The project integrates the research with education and outreaches to middle and high school students.
This research award rests on three pillars. The first pillar seeks to qualitatively and mathematically identify how images vary based on skin variations. The investigative team will focus on variations in skin tone, thickness, wrinkles, and oiliness.
The demographic link to these variations will also be studied in collaboration with physicians enabling computer graphics renderings to be cross-checked with real, human subject data. The second pillar aims to assess how these variations in image appearance subsequently affect downstream image processing and AI pipelines. The investigative team intends to study, for instance, how photometric stereo- a widely used technique to obtain 3D shape - can trace its source of performance bias to variations in skin.

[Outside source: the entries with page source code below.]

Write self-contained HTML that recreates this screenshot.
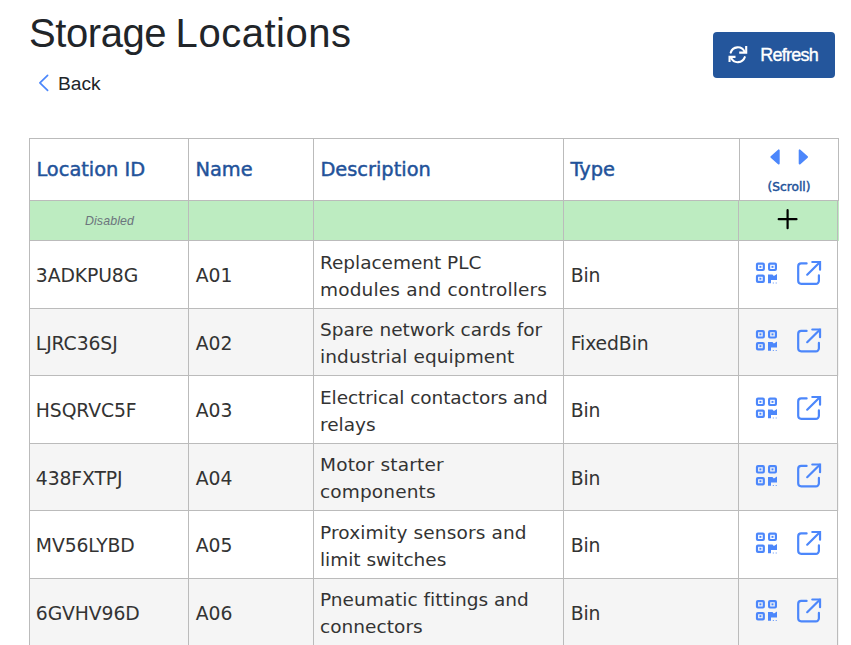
<!DOCTYPE html>
<html lang="en">
<head>
<meta charset="utf-8">
<title>Storage Locations</title>
<style>
*{box-sizing:border-box;margin:0;padding:0}
html,body{width:851px;height:645px;overflow:hidden;background:#fff}
body{font-family:"Liberation Sans",sans-serif;color:#212529;position:relative}
h1{position:absolute;left:29px;top:9px;font-size:40px;font-weight:400;line-height:48px;color:#212529;white-space:nowrap;word-spacing:-1.600px}
.back{position:absolute;left:39px;top:71px;height:26px;font-size:19.2px;line-height:26px;color:#212529;white-space:nowrap}
.back svg{position:absolute;left:-.7px;top:3.2px}
.back span{position:absolute;left:19px;top:0}
.btn{position:absolute;left:713px;top:32px;width:122px;height:46px;border-radius:4px;background:#24569c;color:#fff;font-size:18px;letter-spacing:-.78px;-webkit-text-stroke:.35px #fff;line-height:46px;white-space:nowrap}
.btn svg{position:absolute;left:0;top:0}
.btn span{position:absolute;left:47.3px;top:0}
.tbl{position:absolute;left:0;top:0;width:851px;height:645px;font-family:"DejaVu Sans","Liberation Sans",sans-serif}
.row{position:absolute;left:29px;width:810px}
.c{position:absolute;top:0;height:100%;border:1px solid #bbb;padding:0 0 0 7px;display:flex;align-items:center;white-space:nowrap;overflow:hidden}
.c1{left:0;width:160px}.c2{left:159px;width:126px}.c3{left:284px;width:251px}.c4{left:534px;width:176px}.c5{left:709px;width:100px;padding:0}
.hd{top:138px;height:63px;z-index:2}
.hd .c{font-family:"DejaVu Sans","Liberation Sans",sans-serif;font-size:19.4px;font-weight:400;-webkit-text-stroke:.45px #22529a;color:#22529a;background:#fff;padding-bottom:1px;padding-left:6.4px}
.hd .c4{width:177px}.hd .c5{left:710px}
.hd .c5 svg{position:absolute;left:0;top:0}
.hd .c5 span{position:absolute;left:0;width:98px;top:40.500px;text-align:center;font-size:12.2px;line-height:14px}
.new{top:200px;height:41px;background:#bdecc1}
.new .c1{justify-content:center;padding:0;font-family:"Liberation Sans",sans-serif;font-size:12.4px;letter-spacing:.12px;font-style:italic;color:#6c757d;padding-left:1px}
.new .c5 svg{position:absolute;left:0;top:0}
.dr .c{font-size:18.8px;letter-spacing:-.1px;line-height:27px;color:#333;padding-left:5.8px;padding-top:1.5px}
.dr .c2{padding-left:6.8px}.dr .c4{padding-left:6.7px}
.dr .c3{font-size:18.5px;letter-spacing:0}
.dr.alt{background:#f5f5f5}
.dr.sh .c{padding-top:3.5px}
.dr .c3{display:block}
.dr .c3 div{position:absolute;left:6px}
.dr .c5 svg{position:absolute;top:0;left:0}

</style>
</head>
<body>
<h1><span style="letter-spacing:-.43px">Storage</span> <span style="letter-spacing:.52px">Locations</span></h1>
<div class="back"><svg width="12" height="18" viewBox="0 0 12 18"><path d="M9.6 1.300 L1.900 8.800 L9.600 16.300" fill="none" stroke="#4c87fb" stroke-width="1.700" stroke-linecap="round" stroke-linejoin="round"/></svg><span>Back</span></div>
<div class="btn"><svg width="46" height="46" viewBox="0 0 46 46" fill="none" stroke="#fff" stroke-width="2.1"><path d="M17.700 20.600 A7.400 7.400 0 0 1 31.500 19.600 M31.800 25.200 A7.400 7.400 0 0 1 18.100 25.900" stroke-linecap="round"/><path d="M33.200 14 V20.650 H26.200 M16.550 29.900 V24.850 H22.500"/></svg><span>Refresh</span></div>
<div class="tbl">
<div class="row hd"><div class="c c1">Location ID</div><div class="c c2">Name</div><div class="c c3">Description</div><div class="c c4">Type</div><div class="c c5"><svg width="98" height="61" viewBox="0 0 98 61"><path d="M31.400 18 L38.700 11.400 L38.700 24.600 Z M67 18 L59.700 11.400 L59.700 24.600 Z" fill="#4c87fb" stroke="#4c87fb" stroke-width="2" stroke-linejoin="round"/></svg><span>(Scroll)</span></div></div>
<div class="row new"><div class="c c1">Disabled</div><div class="c c2"></div><div class="c c3"></div><div class="c c4"></div><div class="c c5"><svg width="98" height="39" viewBox="0 0 98 39"><path d="M39.700 18.200 H57.500 M48.600 9.200 V27.200" stroke="#000" stroke-width="2.200" stroke-linecap="round" fill="none"/></svg></div></div>
<div class="row dr" style="top:240px;height:69px"><div class="c c1">3ADKPU8G</div><div class="c c2">A01</div><div class="c c3"><div style="top:7.6px;letter-spacing:-0.03px">Replacement PLC</div><div style="top:34.7px;letter-spacing:0.16px">modules and controllers</div></div><div class="c c4">Bin</div><div class="c c5"><svg width="98" height="67" viewBox="0 0 98 67" fill="none" stroke="#4c87fb" stroke-linecap="round" stroke-linejoin="round"><g transform="translate(0 -0.5)" stroke-width="2.200"><rect x="18" y="23.2" width="6.8" height="6.300" rx=".9"/><rect x="20.4" y="25.35" width="2" height="2" fill="#4c87fb" stroke="none"/><rect x="30.1" y="23.2" width="6.8" height="6.300" rx=".9"/><rect x="32.5" y="25.35" width="2" height="2" fill="#4c87fb" stroke="none"/><rect x="18" y="35.05" width="6.8" height="6.300" rx=".9"/><rect x="20.4" y="37.2" width="2" height="2" fill="#4c87fb" stroke="none"/><path d="M29 33.950 h4.400 l1.500 1.500 l3.100 -1.900 v5.900 h-6 v3.200 h-3 z" fill="#4c87fb" stroke="none"/><path d="M33.800 41.900 h1 v1 h-1 z M36.700 41.900 h1 v1 h-1 z" fill="#4c87fb" stroke="none" opacity=".9"/><path d="M67.600 22.900 H62.200 a3 3 0 0 0 -3 3 V40.300 a3 3 0 0 0 3 3 H76.900 a3 3 0 0 0 3 -3 V34.900" stroke-width="2.200"/><path d="M68.200 34.200 L80.800 21.700" stroke-width="2.200"/><path d="M73.300 21.500 H81.040 V29.200" stroke-width="2.200" stroke-linejoin="miter"/></g></svg></div></div>
<div class="row dr alt sh" style="top:308px;height:68px"><div class="c c1">LJRC36SJ</div><div class="c c2">A02</div><div class="c c3"><div style="top:7.1px;letter-spacing:0.02px">Spare network cards for</div><div style="top:34.2px;letter-spacing:0.1px">industrial equipment</div></div><div class="c c4">FixedBin</div><div class="c c5"><svg width="98" height="66" viewBox="0 0 98 66" fill="none" stroke="#4c87fb" stroke-linecap="round" stroke-linejoin="round"><g transform="translate(0 -1)" stroke-width="2.200"><rect x="18" y="23.2" width="6.8" height="6.300" rx=".9"/><rect x="20.4" y="25.35" width="2" height="2" fill="#4c87fb" stroke="none"/><rect x="30.1" y="23.2" width="6.8" height="6.300" rx=".9"/><rect x="32.5" y="25.35" width="2" height="2" fill="#4c87fb" stroke="none"/><rect x="18" y="35.05" width="6.8" height="6.300" rx=".9"/><rect x="20.4" y="37.2" width="2" height="2" fill="#4c87fb" stroke="none"/><path d="M29 33.950 h4.400 l1.500 1.500 l3.100 -1.900 v5.900 h-6 v3.200 h-3 z" fill="#4c87fb" stroke="none"/><path d="M33.800 41.900 h1 v1 h-1 z M36.700 41.900 h1 v1 h-1 z" fill="#4c87fb" stroke="none" opacity=".9"/><path d="M67.600 22.900 H62.200 a3 3 0 0 0 -3 3 V40.300 a3 3 0 0 0 3 3 H76.900 a3 3 0 0 0 3 -3 V34.900" stroke-width="2.200"/><path d="M68.200 34.200 L80.800 21.700" stroke-width="2.200"/><path d="M73.300 21.500 H81.040 V29.200" stroke-width="2.200" stroke-linejoin="miter"/></g></svg></div></div>
<div class="row dr" style="top:375px;height:69px"><div class="c c1">HSQRVC5F</div><div class="c c2">A03</div><div class="c c3"><div style="top:7.6px;letter-spacing:-0.07px">Electrical contactors and</div><div style="top:34.7px;letter-spacing:0px">relays</div></div><div class="c c4">Bin</div><div class="c c5"><svg width="98" height="67" viewBox="0 0 98 67" fill="none" stroke="#4c87fb" stroke-linecap="round" stroke-linejoin="round"><g transform="translate(0 -0.5)" stroke-width="2.200"><rect x="18" y="23.2" width="6.8" height="6.300" rx=".9"/><rect x="20.4" y="25.35" width="2" height="2" fill="#4c87fb" stroke="none"/><rect x="30.1" y="23.2" width="6.8" height="6.300" rx=".9"/><rect x="32.5" y="25.35" width="2" height="2" fill="#4c87fb" stroke="none"/><rect x="18" y="35.05" width="6.8" height="6.300" rx=".9"/><rect x="20.4" y="37.2" width="2" height="2" fill="#4c87fb" stroke="none"/><path d="M29 33.950 h4.400 l1.500 1.500 l3.100 -1.900 v5.900 h-6 v3.200 h-3 z" fill="#4c87fb" stroke="none"/><path d="M33.800 41.900 h1 v1 h-1 z M36.700 41.900 h1 v1 h-1 z" fill="#4c87fb" stroke="none" opacity=".9"/><path d="M67.600 22.900 H62.200 a3 3 0 0 0 -3 3 V40.300 a3 3 0 0 0 3 3 H76.900 a3 3 0 0 0 3 -3 V34.900" stroke-width="2.200"/><path d="M68.200 34.200 L80.800 21.700" stroke-width="2.200"/><path d="M73.300 21.500 H81.040 V29.200" stroke-width="2.200" stroke-linejoin="miter"/></g></svg></div></div>
<div class="row dr alt sh" style="top:443px;height:68px"><div class="c c1">438FXTPJ</div><div class="c c2">A04</div><div class="c c3"><div style="top:7.1px;letter-spacing:0.18px">Motor starter</div><div style="top:34.2px;letter-spacing:0.14px">components</div></div><div class="c c4">Bin</div><div class="c c5"><svg width="98" height="66" viewBox="0 0 98 66" fill="none" stroke="#4c87fb" stroke-linecap="round" stroke-linejoin="round"><g transform="translate(0 -1)" stroke-width="2.200"><rect x="18" y="23.2" width="6.8" height="6.300" rx=".9"/><rect x="20.4" y="25.35" width="2" height="2" fill="#4c87fb" stroke="none"/><rect x="30.1" y="23.2" width="6.8" height="6.300" rx=".9"/><rect x="32.5" y="25.35" width="2" height="2" fill="#4c87fb" stroke="none"/><rect x="18" y="35.05" width="6.8" height="6.300" rx=".9"/><rect x="20.4" y="37.2" width="2" height="2" fill="#4c87fb" stroke="none"/><path d="M29 33.950 h4.400 l1.500 1.500 l3.100 -1.900 v5.900 h-6 v3.200 h-3 z" fill="#4c87fb" stroke="none"/><path d="M33.800 41.900 h1 v1 h-1 z M36.700 41.900 h1 v1 h-1 z" fill="#4c87fb" stroke="none" opacity=".9"/><path d="M67.600 22.900 H62.200 a3 3 0 0 0 -3 3 V40.300 a3 3 0 0 0 3 3 H76.900 a3 3 0 0 0 3 -3 V34.900" stroke-width="2.200"/><path d="M68.200 34.200 L80.800 21.700" stroke-width="2.200"/><path d="M73.300 21.500 H81.040 V29.200" stroke-width="2.200" stroke-linejoin="miter"/></g></svg></div></div>
<div class="row dr" style="top:510px;height:69px"><div class="c c1">MV56LYBD</div><div class="c c2">A05</div><div class="c c3"><div style="top:7.6px;letter-spacing:0.14px">Proximity sensors and</div><div style="top:34.7px;letter-spacing:-0.03px">limit switches</div></div><div class="c c4">Bin</div><div class="c c5"><svg width="98" height="67" viewBox="0 0 98 67" fill="none" stroke="#4c87fb" stroke-linecap="round" stroke-linejoin="round"><g transform="translate(0 -0.5)" stroke-width="2.200"><rect x="18" y="23.2" width="6.8" height="6.300" rx=".9"/><rect x="20.4" y="25.35" width="2" height="2" fill="#4c87fb" stroke="none"/><rect x="30.1" y="23.2" width="6.8" height="6.300" rx=".9"/><rect x="32.5" y="25.35" width="2" height="2" fill="#4c87fb" stroke="none"/><rect x="18" y="35.05" width="6.8" height="6.300" rx=".9"/><rect x="20.4" y="37.2" width="2" height="2" fill="#4c87fb" stroke="none"/><path d="M29 33.950 h4.400 l1.500 1.500 l3.100 -1.900 v5.900 h-6 v3.200 h-3 z" fill="#4c87fb" stroke="none"/><path d="M33.800 41.900 h1 v1 h-1 z M36.700 41.900 h1 v1 h-1 z" fill="#4c87fb" stroke="none" opacity=".9"/><path d="M67.600 22.900 H62.200 a3 3 0 0 0 -3 3 V40.300 a3 3 0 0 0 3 3 H76.900 a3 3 0 0 0 3 -3 V34.900" stroke-width="2.200"/><path d="M68.200 34.200 L80.800 21.700" stroke-width="2.200"/><path d="M73.300 21.500 H81.040 V29.200" stroke-width="2.200" stroke-linejoin="miter"/></g></svg></div></div>
<div class="row dr alt" style="top:578px;height:69px"><div class="c c1">6GVHV96D</div><div class="c c2">A06</div><div class="c c3"><div style="top:7.1px;letter-spacing:0.01px">Pneumatic fittings and</div><div style="top:34.2px;letter-spacing:0.04px">connectors</div></div><div class="c c4">Bin</div><div class="c c5"><svg width="98" height="67" viewBox="0 0 98 67" fill="none" stroke="#4c87fb" stroke-linecap="round" stroke-linejoin="round"><g transform="translate(0 -1)" stroke-width="2.200"><rect x="18" y="23.2" width="6.8" height="6.300" rx=".9"/><rect x="20.4" y="25.35" width="2" height="2" fill="#4c87fb" stroke="none"/><rect x="30.1" y="23.2" width="6.8" height="6.300" rx=".9"/><rect x="32.5" y="25.35" width="2" height="2" fill="#4c87fb" stroke="none"/><rect x="18" y="35.05" width="6.8" height="6.300" rx=".9"/><rect x="20.4" y="37.2" width="2" height="2" fill="#4c87fb" stroke="none"/><path d="M29 33.950 h4.400 l1.500 1.500 l3.100 -1.900 v5.900 h-6 v3.200 h-3 z" fill="#4c87fb" stroke="none"/><path d="M33.800 41.900 h1 v1 h-1 z M36.700 41.900 h1 v1 h-1 z" fill="#4c87fb" stroke="none" opacity=".9"/><path d="M67.600 22.900 H62.200 a3 3 0 0 0 -3 3 V40.300 a3 3 0 0 0 3 3 H76.900 a3 3 0 0 0 3 -3 V34.900" stroke-width="2.200"/><path d="M68.200 34.200 L80.800 21.700" stroke-width="2.200"/><path d="M73.300 21.500 H81.040 V29.200" stroke-width="2.200" stroke-linejoin="miter"/></g></svg></div></div>
</div>
</body>
</html>
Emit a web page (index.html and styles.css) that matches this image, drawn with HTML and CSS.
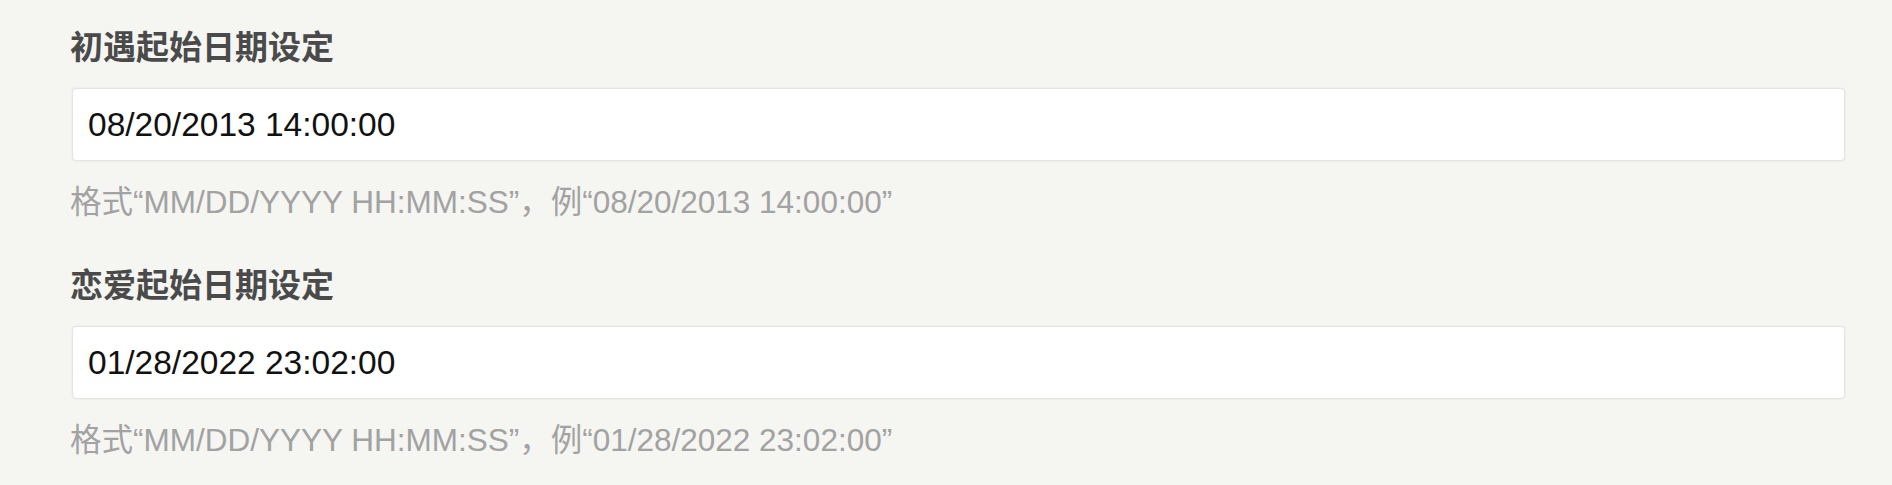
FILE: index.html
```html
<!DOCTYPE html>
<html lang="zh-CN">
<head>
<meta charset="utf-8">
<title>日期设定</title>
<link rel="stylesheet" href="styles.css">
</head>
<body>
<main class="settings">
  <section class="field">
    <label class="field-label" for="meet">初遇起始日期设定</label>
    <input class="field-input" id="meet" type="text" value="08/20/2013 14:00:00">
    <p class="field-hint">格式“MM/DD/YYYY HH:MM:SS”，例“08/20/2013 14:00:00”</p>
  </section>
  <section class="field">
    <label class="field-label" for="love">恋爱起始日期设定</label>
    <input class="field-input" id="love" type="text" value="01/28/2022 23:02:00">
    <p class="field-hint">格式“MM/DD/YYYY HH:MM:SS”，例“01/28/2022 23:02:00”</p>
  </section>
</main>
</body>
</html>
```

FILE: styles.css
```css
html, body {
  margin: 0;
  padding: 0;
  background: #f5f5f1;
}

body {
  font-family: "Liberation Sans", "Noto Sans CJK SC", sans-serif;
}

.settings {
  display: flex;
  flex-direction: column;
  gap: 41px;
  padding: 25px 47px 0 72px;
}

.field {
  display: flex;
  flex-direction: column;
}

.field-label {
  display: block;
  margin-left: -2px;
  font-family: "Noto Sans CJK SC", sans-serif;
  font-weight: 700;
  font-size: 33px;
  line-height: 40px;
  height: 40px;
  color: #4a4a4a;
}

.field-input {
  box-sizing: border-box;
  margin: 23px 0 0 0;
  height: 73px;
  width: 100%;
  padding: 0 15px;
  border: 1px solid #e4e4e1;
  border-radius: 4px;
  box-shadow: 0 0 2px rgba(0, 0, 0, 0.08);
  background: #ffffff;
  font-family: "Liberation Sans", sans-serif;
  font-size: 33.5px;
  color: #111111;
  outline: none;
}

.field-hint {
  margin: 21px 0 0 -2px;
  height: 40px;
  font-family: "Liberation Sans", "Noto Sans CJK SC", sans-serif;
  font-size: 31.5px;
  line-height: 40px;
  color: #a2a2a2;
}
```
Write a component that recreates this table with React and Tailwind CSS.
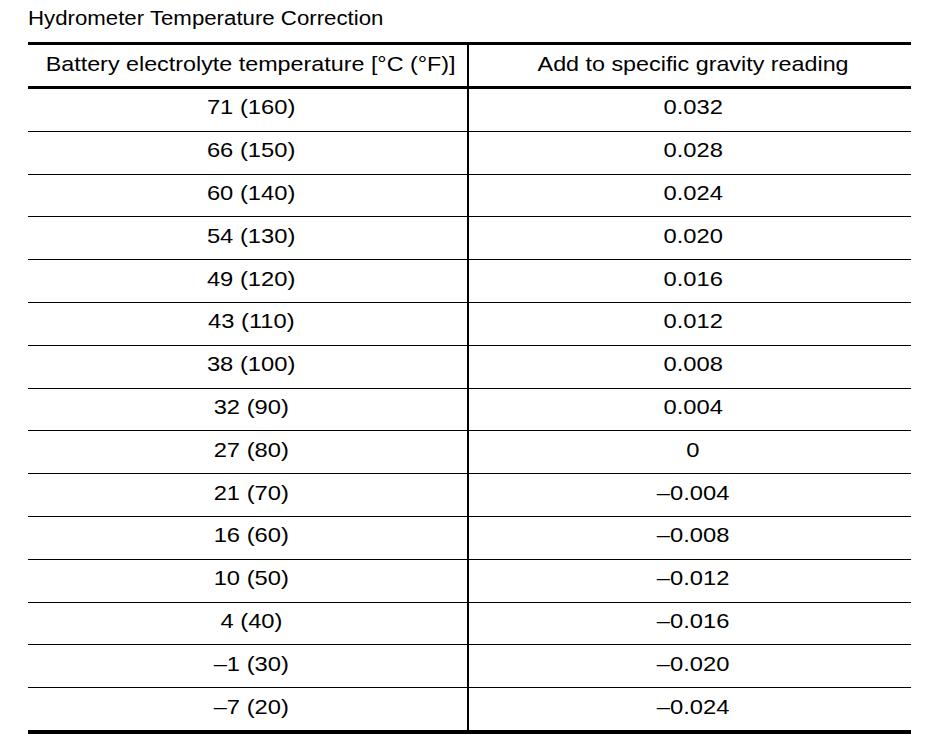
const rows = [
  ["71 (160)", "0.032"],
  ["66 (150)", "0.028"],
  ["60 (140)", "0.024"],
  ["54 (130)", "0.020"],
  ["49 (120)", "0.016"],
  ["43 (110)", "0.012"],
  ["38 (100)", "0.008"],
  ["32 (90)", "0.004"],
  ["27 (80)", "0"],
  ["21 (70)", "\u20130.004"],
  ["16 (60)", "\u20130.008"],
  ["10 (50)", "\u20130.012"],
  ["4 (40)", "\u20130.016"],
  ["\u20131 (30)", "\u20130.020"],
  ["\u20137 (20)", "\u20130.024"],
];

export default function App() {
  return (
    <div className="w-[944px] h-[746px] bg-white text-black font-['Liberation_Sans',Arial,sans-serif] overflow-hidden">
      <div className="pl-[28px] pt-[6px] h-[42px] text-[19.5px] leading-[24px]">
        <span className="inline-block origin-left scale-x-[1.14]">Hydrometer Temperature Correction</span>
      </div>
      <div className="ml-[28px] w-[883px] border-t-[3px] border-b-[4px] border-black">
        <div className="flex h-[44px] border-b-[3px] border-black text-[21px] leading-[24px]">
          <div className="w-[441px] flex items-center justify-center border-r-2 border-black pb-[4px] pl-[7px]">
            <span className="inline-block scale-x-[1.11]">Battery electrolyte temperature [°C (°F)]</span>
          </div>
          <div className="flex-1 flex items-center justify-center pb-[4px] pl-[6px]">
            <span className="inline-block scale-x-[1.11]">Add to specific gravity reading</span>
          </div>
        </div>
        <div className="flex flex-col h-[641px]">
          {rows.map((r, i) => (
            <div
              key={i}
              className={
                "flex flex-1 text-[21px] leading-[24px] " +
                (i < rows.length - 1 ? "border-b-[1.5px] border-black" : "")
              }
            >
              <div className="w-[441px] flex items-center justify-center border-r-2 border-black pb-[5px] pl-[8px]">
                <span className="inline-block scale-x-[1.13]">{r[0]}</span>
              </div>
              <div className="flex-1 flex items-center justify-center pb-[5px] pl-[6px]">
                <span className="inline-block scale-x-[1.13]">{r[1]}</span>
              </div>
            </div>
          ))}
        </div>
      </div>
    </div>
  );
}
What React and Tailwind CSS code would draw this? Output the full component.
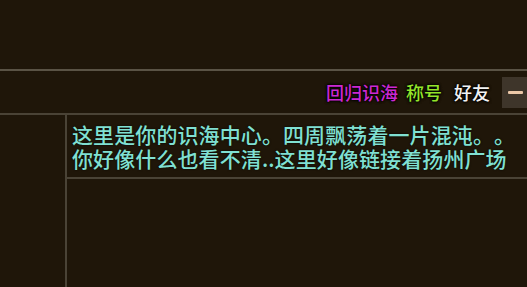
import React from "react";

export default function App() {
  const font = { fontFamily: '"Noto Sans CJK SC", "Noto Sans", sans-serif' };
  return (
    <div className="w-[527px] h-[287px] bg-[#1f1609] overflow-hidden flex flex-col [text-spacing-trim:space-all]" style={font}>
      <div className="h-[69px] shrink-0" />
      <div className="h-[2px] bg-[#5a5345] shrink-0" />
      <div className="h-[42px] shrink-0 flex items-center justify-end text-[18px] leading-none font-medium">
        <span className="text-[#cc28d2] [text-shadow:0_0_3px_#000,0_0_3px_#000,0_0_2px_#000]">回归识海</span>
        <span className="ml-[8px] text-[#94e42a] [text-shadow:0_0_3px_#000,0_0_3px_#000,0_0_2px_#000]">称号</span>
        <span className="ml-[12px] text-[#f2f2f2] [text-shadow:0_0_3px_#000,0_0_3px_#000,0_0_2px_#000]">好友</span>
        <div className="ml-[12px] w-[25px] h-[31px] bg-[#3e352a] flex items-center pl-[6px]">
          <div className="w-[15px] h-[3px] bg-[#ecc8a8] rounded-[1px]" />
        </div>
      </div>
      <div className="h-[2px] bg-[#4a4336] shrink-0" />
      <div className="flex-1 flex">
        <div className="w-[65px] shrink-0" />
        <div className="w-[2px] bg-[#4a4336] shrink-0" />
        <div className="flex-1 flex flex-col">
          <div className="pl-[5px] pt-[7px] pb-[7px] text-[21px] leading-[24px] tracking-[0.1px] font-medium text-[#80e0d2] whitespace-nowrap [text-shadow:0_0_2px_#000]">
            <div>这里是你的识海中心。四周飘荡着一片混沌。。</div>
            <div>你好像什么也看不清..这里好像链接着扬州广场</div>
          </div>
          <div className="h-[2px] bg-[#4a4336]" />
        </div>
      </div>
    </div>
  );
}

The third pillar synthesizes these insights to create novel computational imaging systems that resist bias due to skin variations. It is quite possible that in seeking to design a fair imaging system, the overall performance may be affected. In the event there is such a Pareto tradeoff between fairness and performance, the investigative team will design a flexible system that can sample multiple points on the Pareto curve.
The overall choice - of which tradeoff point is optimal - lies with societal and community goals. In summary, this award hopes to set a unique foundation for analyzing bias in computational imaging.
This award reflects NSF's statutory mission and has been deemed worthy of support through evaluation using the Foundation's intellectual merit and broader impacts review criteria.